Last year I received a phone call from a fella in Milwaukee, name of Dennis O'Brien. He was a member of Ancestry and had determined I was at least his half first cousin. His grandmother, he said, was my grandmother. She had given birth to a little girl, Mary Louise, in 1916 and another girl on July 6, 1919. That was my mother, he thought. Well, we had always been told that my mom's name at birth was Nellie McMahon. Rumors persisted that her natural mother worked as a cook on a railroad bridge gang and dropped my mom in the town of Fonda, put her on a doorstep, rang the doorbell, and ran off. That's what my mom always told us. She said that she was given up so young that a doctor had to clean afterbirth gunk out of her eyes. I don't know if this is true. Maybe that's what Grandma Dickerson told her. This next rumor is a real beauty. Supposedly, this McMahon lady had an affair with Otis Dickerson and Grandma agreed to take the baby if he gave up is drinking. That idea has been floated in the last five years.

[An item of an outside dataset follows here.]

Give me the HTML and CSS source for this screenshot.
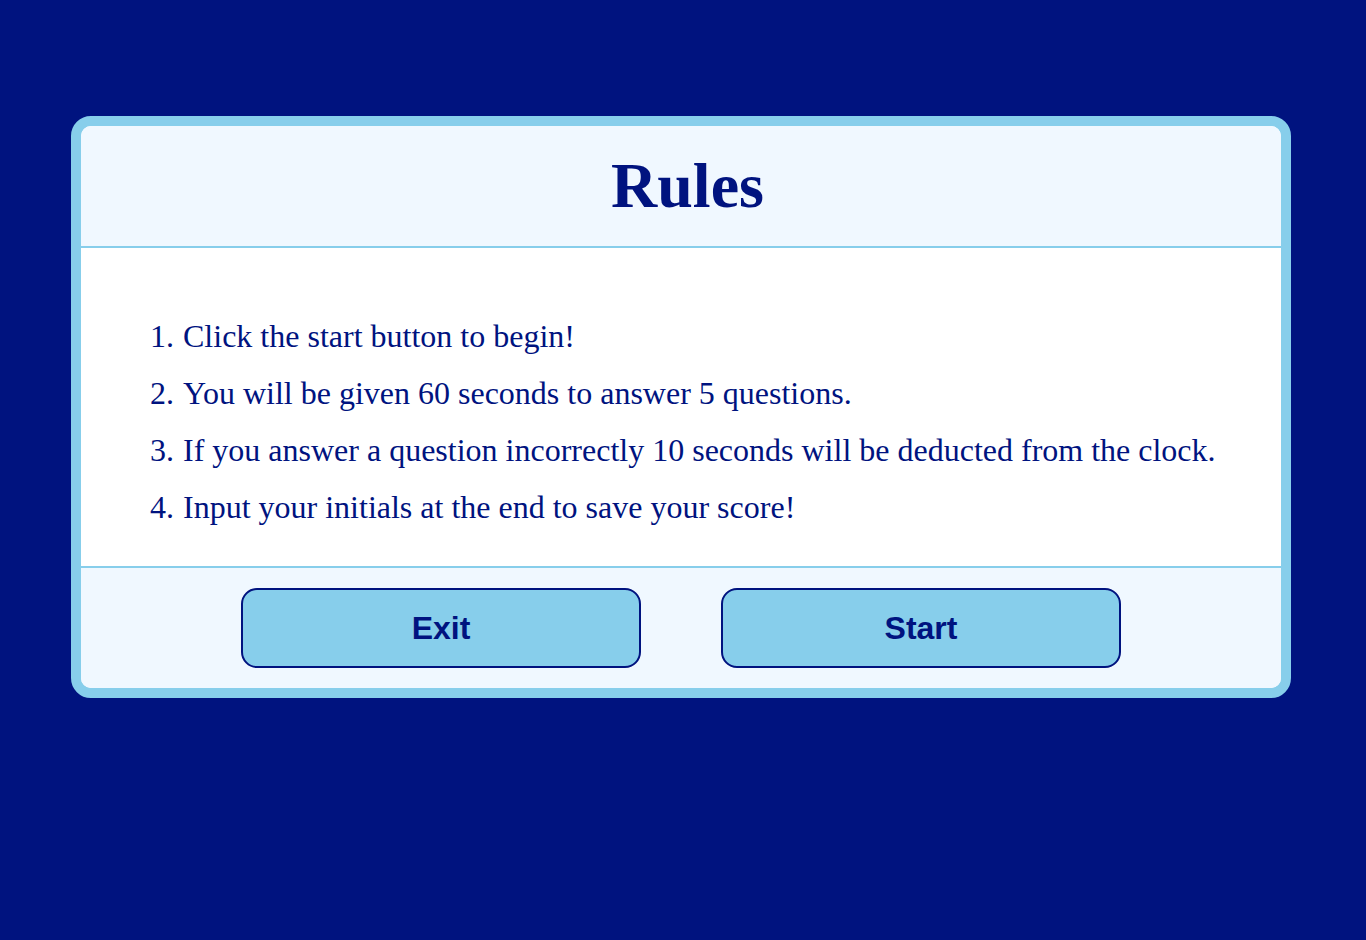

Last week I received another call from Mr. O'Brien. He thought that my mother's name at birth was Eleanor Frederick and she was conceived at Camp Dodge just outside of Des Moines, Iowa in the closing stages of WWI. His grandmother, also Eleanor Frederick, worked at Camp Dodge. My son and I looked into shortened versions of the name Eleanor and up popped 'Nellie'. As for the moniker of McMahon: well, it was war time and this is where the trail ends. Eleanor Frederick was married to a John O'Brien but divorced him in 1914 but they still lived together. Her parents promised her a car if she got rid of the guy. She did but they still cohabitated. Eleanor Frederick, it seems, didn't have much class. Either that or she desperately wanted that car.

Could it be one of those come on moves from a stranger, "Hey, Baby, the war's about over. Let's celebrate with a roll in the hay". That is a distinct possibility. One thing I've learned over the years is my ancestors weren't blessed with Mother Teresa morals.

You might ask, why don't I get mom's adoption records? Well, mom was what was considered a 'notch baby'. For some reason children born between 1917 and 1926 had their records sealed permanently. Now that mom's gone there might be another avenue to pursue. Don't count on satisfaction on the 'notch' aspect. Since government is involved I know I'll be smashing my head into a wall looking for answers.

Do I care about this adoption kerfuffle? Not really. It'd be nice to know who my actual grandfather might be. Then again, maybe not. The last thing I need in the family is another ne'er do well.

In the final analysis, people aren't much different today than they were at the turn of the 19th century. Sex wasn't discovered with the advent of The Pill. McMasters and Johnson didn't liberate women from the boredom of no sex in life. It's been a part of the fabric of the world since Adam and Eve. And to that I say, "Thank God or I wouldn't be here".